Over time law enforcement reported that HSC screeners no longer performed in-person screenings, handled mental evaluations over the phone, and often ignored deputies’ recommendations.

Oneida County sheriff Grady Hartman said the delivery system for HSC services was archaic.

“Our current system (of delivery of services) brings the Human Service Center into the mix, and ultimately that board was formed,” Hartman said. “I believe that it is an antiquated system; 64 of the 72 counties are having that service done in-house through social services. There’s not a push to go to conglomerates now.”

Hartman said law enforcement, corporation counsels’ offices and social services agencies of the three counties had to deal with the Human Service Center on a daily basis and they stood in solidarity “that those services are not being provided in the best management that they could be. That’s why we asked for the change.”

Law enforcement and the counties’ social services agencies tried in vain for years to have discussions with the HSC to “meet in the middle” and spur change. But they all met with brick walls when they tried to work with the Human Service Center board.

So the past of the Human Service Center is a tomb of tawdry tales.

With last week’s vote, it is time now to look to the future, and it is considerably brighter. In general, Oneida County government has improved dramatically with the current board and under the guidance and steady hand of chairman Scott Holewinski. 

In this particular matter, though, we give credit to two other county employees, sheriff Hartman and social services director Mary Rideout. Their vociferous support for reform actually made change happen for once. They deserve the praise of all the citizens of Oneida County.

We have written much before about the sheriff’s commitment to transparency — a big issue at HSC — and in serving his constituency, but, while less commented upon, Rideout’s commitment to openness and community is no less.

She is a long veteran of the social services agency, serving three years in Vilas County before coming to Oneida County — by our count she has worked with Oneida County social services some 31 years — and has been director since 2014. Before that she was the right-hand person for social services director Paul Spencer.

Usually, such a length of service in a bureaucracy is a red flag, but not here. Through the years, Rideout has kept her focus on the mission of serving vulnerable populations with the job she is tasked to do without transforming the agency into a personal ideological crusade, in which clients inevitably get left behind.

The dedication to mission has been evident throughout this process, too.

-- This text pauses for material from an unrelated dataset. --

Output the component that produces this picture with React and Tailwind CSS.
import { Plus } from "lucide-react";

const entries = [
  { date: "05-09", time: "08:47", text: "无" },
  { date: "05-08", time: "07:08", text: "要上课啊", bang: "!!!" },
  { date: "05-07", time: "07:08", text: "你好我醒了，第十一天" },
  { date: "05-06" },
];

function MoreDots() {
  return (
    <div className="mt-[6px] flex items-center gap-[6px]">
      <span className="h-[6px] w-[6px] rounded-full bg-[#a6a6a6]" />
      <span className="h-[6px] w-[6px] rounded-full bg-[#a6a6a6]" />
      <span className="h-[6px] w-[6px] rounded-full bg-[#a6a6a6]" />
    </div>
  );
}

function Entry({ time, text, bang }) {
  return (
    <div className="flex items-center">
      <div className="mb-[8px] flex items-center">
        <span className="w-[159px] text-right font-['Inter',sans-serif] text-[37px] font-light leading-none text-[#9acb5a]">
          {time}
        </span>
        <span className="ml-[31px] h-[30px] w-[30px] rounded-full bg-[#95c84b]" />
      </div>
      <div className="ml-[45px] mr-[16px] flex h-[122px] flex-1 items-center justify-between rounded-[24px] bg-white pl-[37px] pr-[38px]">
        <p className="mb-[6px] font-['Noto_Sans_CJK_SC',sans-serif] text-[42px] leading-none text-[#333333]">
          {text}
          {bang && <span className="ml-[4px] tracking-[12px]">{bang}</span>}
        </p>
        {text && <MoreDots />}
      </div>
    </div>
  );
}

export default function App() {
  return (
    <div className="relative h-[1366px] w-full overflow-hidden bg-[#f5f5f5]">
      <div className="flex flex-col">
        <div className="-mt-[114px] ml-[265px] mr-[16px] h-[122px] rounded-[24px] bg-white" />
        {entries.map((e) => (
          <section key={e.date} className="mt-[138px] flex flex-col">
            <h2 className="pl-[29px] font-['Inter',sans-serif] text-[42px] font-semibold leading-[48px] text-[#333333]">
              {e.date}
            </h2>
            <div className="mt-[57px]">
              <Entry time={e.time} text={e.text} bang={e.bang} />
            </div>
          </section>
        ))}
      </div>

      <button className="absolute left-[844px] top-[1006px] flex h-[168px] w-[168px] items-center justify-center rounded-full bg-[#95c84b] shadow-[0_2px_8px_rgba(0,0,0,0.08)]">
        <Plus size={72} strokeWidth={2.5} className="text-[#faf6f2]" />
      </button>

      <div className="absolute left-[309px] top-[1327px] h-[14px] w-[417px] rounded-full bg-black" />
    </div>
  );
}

Which brings us to one last point. As mentioned above, there have been those who have wanted throughout this process to preserve the status quo — and the fiefdom and privileges it represents — at the expense of the vulnerable and who have continued to spread gloom and doom in an attempt to scare those who work for the HSC and those who need and utilize its services.

Linnaea Newman did so again at the county board this week. No sooner had Rideout laid out a concrete and specific plan to absorb HSC personnel into Oneida County and offer them secure employment — citing state laws for the protection of those employees in doing so — Newman simply asserted that there was no plan, that none of the jobs were safe, and neither were those who use HSC services.

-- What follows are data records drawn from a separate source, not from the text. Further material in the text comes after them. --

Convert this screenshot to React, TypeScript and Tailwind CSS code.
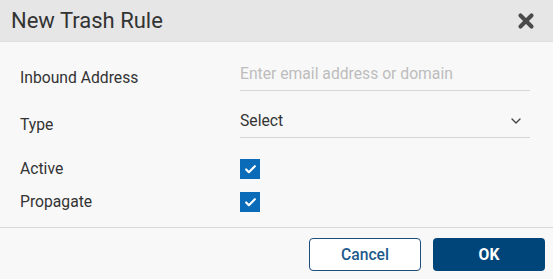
import { Check, ChevronDown, X } from "lucide-react"

const rows = ["Active", "Propagate"]

export default function App() {
  return (
    <div className="w-[553px] h-[279px] bg-[#f8f8f8] font-['Roboto',sans-serif] text-[#333]">
      <div className="h-[42px] bg-[#e6e6e6] flex items-center justify-between pl-[11px] pr-[16px] border-b border-[#dedede]">
        <h1 className="text-[22px] leading-none">New Trash Rule</h1>
        <X className="w-[22px] h-[22px] text-[#4a4a4a]" strokeWidth={4.5} />
      </div>

      <div className="pl-[20px] pr-[23px] pt-[15px] h-[185px]">
        <div className="flex items-end h-[34px]">
          <label className="w-[220px] text-[15.7px] pb-[1px]">Inbound Address</label>
          <input
            className="flex-1 h-[34px] bg-transparent border-b border-[#d6d6d6] text-[15.7px] outline-none placeholder:text-[#bdbdbd]"
            placeholder="Enter email address or domain"
          />
        </div>
        <div className="flex items-end h-[34px] mt-[13px]">
          <label className="w-[220px] text-[15.7px] pb-[1px]">Type</label>
          <div className="flex-1 h-[34px] border-b border-[#d6d6d6] flex items-center justify-between pt-[1px] pr-[6px]">
            <span className="text-[15.7px]">Select</span>
            <ChevronDown className="w-[16px] h-[16px] text-[#444]" strokeWidth={2} />
          </div>
        </div>
        <div className="mt-[21px] flex flex-col gap-[13px]">
          {rows.map(r => (
            <div key={r} className="flex items-center h-[20px]">
              <span className="w-[220px] text-[15.7px]">{r}</span>
              <span className="w-[20px] h-[20px] bg-[#0a6bb8] flex items-center justify-center">
                <Check className="w-[13px] h-[13px] text-white" strokeWidth={4} />
              </span>
            </div>
          ))}
        </div>
      </div>

      <div className="border-t border-[#d9d9d9] flex justify-end gap-[12px] pt-[10px] pr-[8px]">
        <button className="w-[112px] h-[33px] rounded-[4px] border border-[#1d4f7c] text-[#1d5a8c] text-[15.7px] font-medium bg-white">
          Cancel
        </button>
        <button className="w-[112px] h-[33px] rounded-[4px] bg-[#00457a] text-white text-[15.7px] font-bold">
          OK
        </button>
      </div>
    </div>
  )
}
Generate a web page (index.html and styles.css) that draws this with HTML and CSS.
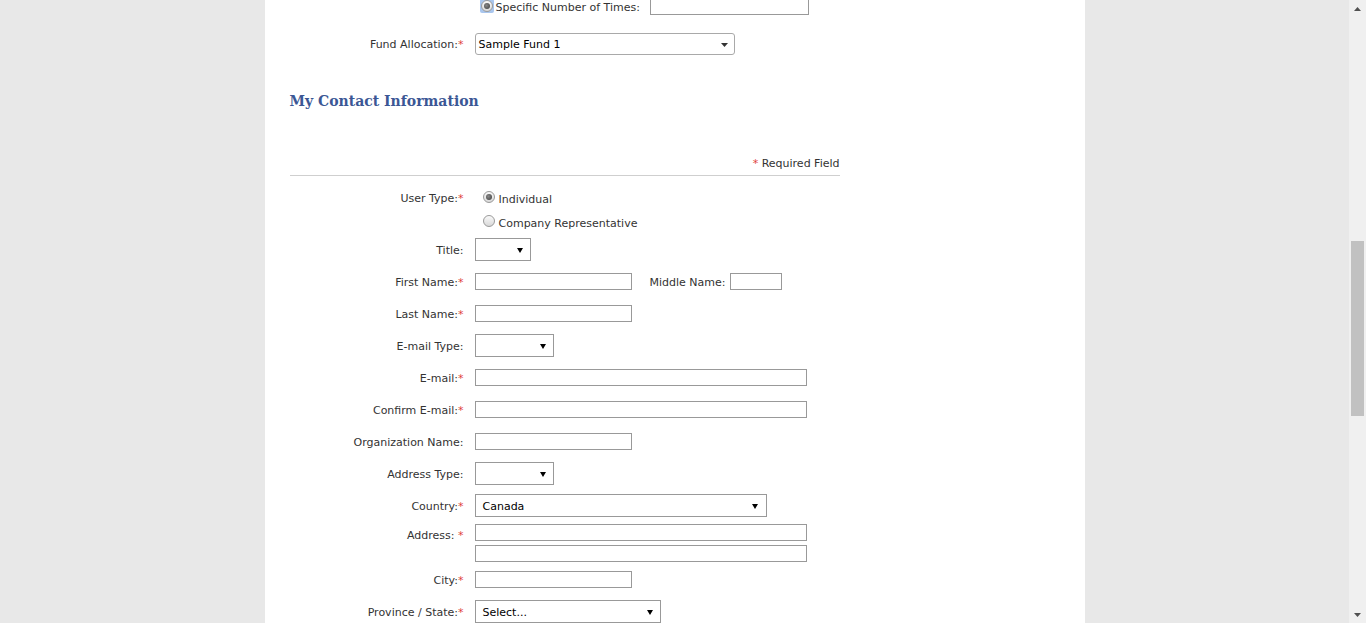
FILE: index.html
```html
<!DOCTYPE html>
<html lang="en">
<head>
<meta charset="utf-8">
<title>My Contact Information</title>
<link rel="stylesheet" href="styles.css">
</head>
<body>
<div class="viewport">
  <div class="page">
    <div class="row row-top">
      <span class="label"></span>
      <div class="control">
        <span class="focus-ring"><span class="radio checked"></span></span>
        <span class="opt-text">Specific Number of Times:</span>
        <span class="input w-times"></span>
      </div>
    </div>

    <div class="row row-fund">
      <span class="label">Fund Allocation:<span class="req">*</span></span>
      <div class="control">
        <div class="native-select">
          <span>Sample Fund 1</span>
          <svg class="native-arrow" width="7" height="4" viewBox="0 0 7 4"><path d="M0 0H7L3.5 4Z" fill="#333"/></svg>
        </div>
      </div>
    </div>

    <h2 class="section-title">My Contact Information</h2>

    <div class="required-note"><span class="req">*</span> Required Field</div>
    <div class="divider"></div>

    <div class="form">
      <div class="row row-radios">
        <span class="label label-top">User Type:<span class="req">*</span></span>
        <div class="radio-list">
          <div class="radio-opt"><span class="radio checked"></span><span class="opt-text">Individual</span></div>
          <div class="radio-opt"><span class="radio"></span><span class="opt-text">Company Representative</span></div>
        </div>
      </div>

      <div class="row">
        <span class="label">Title:</span>
        <div class="control"><div class="select w-title"><span></span><svg class="arrow" width="6" height="5" viewBox="0 0 6 5"><path d="M0 0H6L3 5Z"/></svg></div></div>
      </div>

      <div class="row">
        <span class="label">First Name:<span class="req">*</span></span>
        <div class="control">
          <span class="input w-name"></span>
          <span class="inline-label">Middle Name:</span>
          <span class="input w-middle"></span>
        </div>
      </div>

      <div class="row">
        <span class="label">Last Name:<span class="req">*</span></span>
        <div class="control"><span class="input w-name"></span></div>
      </div>

      <div class="row">
        <span class="label">E-mail Type:</span>
        <div class="control"><div class="select w-type"><span></span><svg class="arrow" width="6" height="5" viewBox="0 0 6 5"><path d="M0 0H6L3 5Z"/></svg></div></div>
      </div>

      <div class="row">
        <span class="label">E-mail:<span class="req">*</span></span>
        <div class="control"><span class="input w-wide"></span></div>
      </div>

      <div class="row">
        <span class="label">Confirm E-mail:<span class="req">*</span></span>
        <div class="control"><span class="input w-wide"></span></div>
      </div>

      <div class="row">
        <span class="label">Organization Name:</span>
        <div class="control"><span class="input w-name"></span></div>
      </div>

      <div class="row">
        <span class="label">Address Type:</span>
        <div class="control"><div class="select w-type"><span></span><svg class="arrow" width="6" height="5" viewBox="0 0 6 5"><path d="M0 0H6L3 5Z"/></svg></div></div>
      </div>

      <div class="row row-country">
        <span class="label">Country:<span class="req">*</span></span>
        <div class="control"><div class="select w-country"><span>Canada</span><svg class="arrow" width="6" height="5" viewBox="0 0 6 5"><path d="M0 0H6L3 5Z"/></svg></div></div>
      </div>

      <div class="row row-address">
        <span class="label label-addr">Address: <span class="req">*</span></span>
        <div class="stack">
          <span class="input w-wide"></span>
          <span class="input w-wide"></span>
        </div>
      </div>

      <div class="row">
        <span class="label">City:<span class="req">*</span></span>
        <div class="control"><span class="input w-name"></span></div>
      </div>

      <div class="row">
        <span class="label">Province / State:<span class="req">*</span></span>
        <div class="control"><div class="select w-prov"><span>Select...</span><svg class="arrow" width="6" height="5" viewBox="0 0 6 5"><path d="M0 0H6L3 5Z"/></svg></div></div>
      </div>
    </div>
  </div>
</div>
<div class="scrollbar">
  <div class="sb-btn"><svg width="7" height="4" viewBox="0 0 7 4"><path d="M0 4H7L3.5 0Z" fill="#505050"/></svg></div>
  <div class="sb-track"><div class="sb-thumb"></div></div>
  <div class="sb-btn"><svg width="7" height="4" viewBox="0 0 7 4"><path d="M0 0H7L3.5 4Z" fill="#505050"/></svg></div>
</div>
</body>
</html>
```

FILE: styles.css
```css
html, body {
  margin: 0;
  padding: 0;
  height: 623px;
  overflow: hidden;
}

body {
  display: flex;
  font-family: "DejaVu Sans", Verdana, sans-serif;
  font-size: 11px;
  color: #333;
}

.viewport {
  flex: 1;
  background: #e8e8e8;
  overflow: hidden;
}

.page {
  width: 820px;
  min-height: 100%;
  margin: 0 auto;
  background: #fff;
  padding: 0 245px 0 25px;
  box-sizing: border-box;
}

.row {
  display: grid;
  grid-template-columns: 174px auto;
  column-gap: 11px;
  align-items: center;
  min-height: 23px;
  margin-bottom: 9px;
}

.label {
  text-align: right;
  line-height: 14px;
  padding-top: 2px;
  white-space: nowrap;
}

.req {
  color: #e0403a;
}

.control {
  display: flex;
  align-items: center;
}

.row-top {
  min-height: 20px;
  margin-top: -4px;
  margin-bottom: 0;
}

.row-top .control {
  padding-left: 5px;
}

.focus-ring {
  display: inline-flex;
  padding: 1px;
  background: #a9c6ee;
  border-radius: 2px;
}

.row-top .opt-text {
  margin-left: 2px;
}

.w-times {
  width: 159px;
  height: 20px;
  margin-left: 10px;
}

.row-fund {
  margin-top: 17px;
  min-height: 22px;
}

.native-select {
  width: 260px;
  height: 22px;
  box-sizing: border-box;
  border: 1px solid #a9a9a9;
  border-radius: 3px;
  display: flex;
  align-items: center;
  justify-content: space-between;
  padding: 1px 6px 0 3px;
  color: #000;
}

.section-title {
  margin: 36px 0 0;
  font-family: "DejaVu Serif", Georgia, serif;
  font-weight: bold;
  font-size: 14px;
  line-height: 20px;
  color: #3b5795;
}

.required-note {
  margin-top: 46px;
  width: 550px;
  text-align: right;
  line-height: 14px;
}

.divider {
  width: 550px;
  margin-top: 4px;
  border-top: 1px solid #cfcfcf;
}

.form {
  padding-top: 10px;
}

.row-radios {
  align-items: start;
  margin-bottom: 4px;
}

.label-top {
  line-height: 24px;
  padding-top: 1px;
}

.radio-list {
  display: flex;
  flex-direction: column;
  padding-left: 8px;
}

.radio-opt {
  display: flex;
  align-items: center;
  height: 24px;
}

.radio-opt .radio {
  margin-bottom: 2px;
}

.opt-text {
  margin-left: 4px;
  padding-top: 2px;
}

.radio {
  display: inline-block;
  width: 12px;
  height: 12px;
  box-sizing: border-box;
  border-radius: 50%;
  border: 1px solid #9a9a9a;
  background: linear-gradient(#fafafa, #d8d8d8);
  position: relative;
}

.radio.checked::after {
  content: "";
  position: absolute;
  left: 2px;
  top: 2px;
  width: 6px;
  height: 6px;
  border-radius: 50%;
  background: radial-gradient(circle at 40% 40%, #888, #3c3c3c);
}

.input {
  display: inline-block;
  height: 17px;
  box-sizing: border-box;
  border: 1px solid #999;
  background: #fff;
}

.w-name { width: 157px; }
.w-middle { width: 52px; }
.w-wide { width: 332px; }

.inline-label {
  margin: 0 4px 0 18px;
  padding-top: 2px;
}

.select {
  height: 23px;
  box-sizing: border-box;
  border: 1px solid #999;
  display: flex;
  align-items: center;
  justify-content: space-between;
  padding: 1px 7px 0 7px;
  color: #000;
}

.select .arrow {
  fill: #000;
}

.w-title { width: 56px; }
.w-type { width: 79px; }
.w-country { width: 292px; padding-right: 8px; }
.w-prov { width: 186px; }

.row-country {
  margin-bottom: 7px;
}

.row-address {
  align-items: start;
  margin-bottom: 6px;
}

.label-addr {
  line-height: 17px;
  padding-top: 3px;
}

.stack {
  display: flex;
  flex-direction: column;
  gap: 4px;
}

.scrollbar {
  width: 17px;
  height: 623px;
  background: #f0f0f0;
  display: flex;
  flex-direction: column;
}

.sb-btn {
  height: 17px;
  display: flex;
  align-items: center;
  justify-content: center;
}

.sb-track {
  flex: 1;
  display: flex;
  flex-direction: column;
  align-items: center;
}

.sb-thumb {
  width: 13px;
  height: 175px;
  margin-top: 224px;
  background: #c1c1c1;
}
```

It was a lie. It was shameful. It was dishonest gaslighting for an ideological agenda. It’s why such people should never be listened to. They have no moral compass.

For her part, Rideout made the correct point: “I don’t know how many other ways to say it. We need those staff, we want those [staff] to continue to do our services. I know the rumor mill gets crazy, but I wish somebody would just stop and pay attention to what I’m saying. We need the staff, we will need them going forward and we will work to get them incorporated into Oneida County’s pay structure.”

And all that will be done sooner rather than later, Rideout said.

We urge everyone who needs and uses HSC services — or who have family and friends who do — to listen to Rideout and not to the fear-mongering of the likes of Linnaea Newman, who simply ignored what Rideout said, as if Rideout’s pledge can’t and won’t be measured publicly.

We ask the same thing of the HSC staff. It’s important to note that the HSC’s failures do not belong in their lap but in the mismanagement of them, and that they know they will have a job. Rather than listen to those who have led the agency to ruin in the past, we urge them to heed those who are tasked with the future of community service here in the county.

The whole HSC drama has been a storm for sure. But this time the county is right in its move to reorganize, it is the equivalent of sending the Red Cross in for you. HSC gaslighters are going down; don’t let them take you with them.

What everyone needs to do now while reorganization is completed is to ride out the storm of ideological pandering, and have confidence in those who have provided critical services for their entire careers.

Fortunately, there is a leader with an apt name to help us ride out the storm: Mary Rideout. May she continue to excel in her service.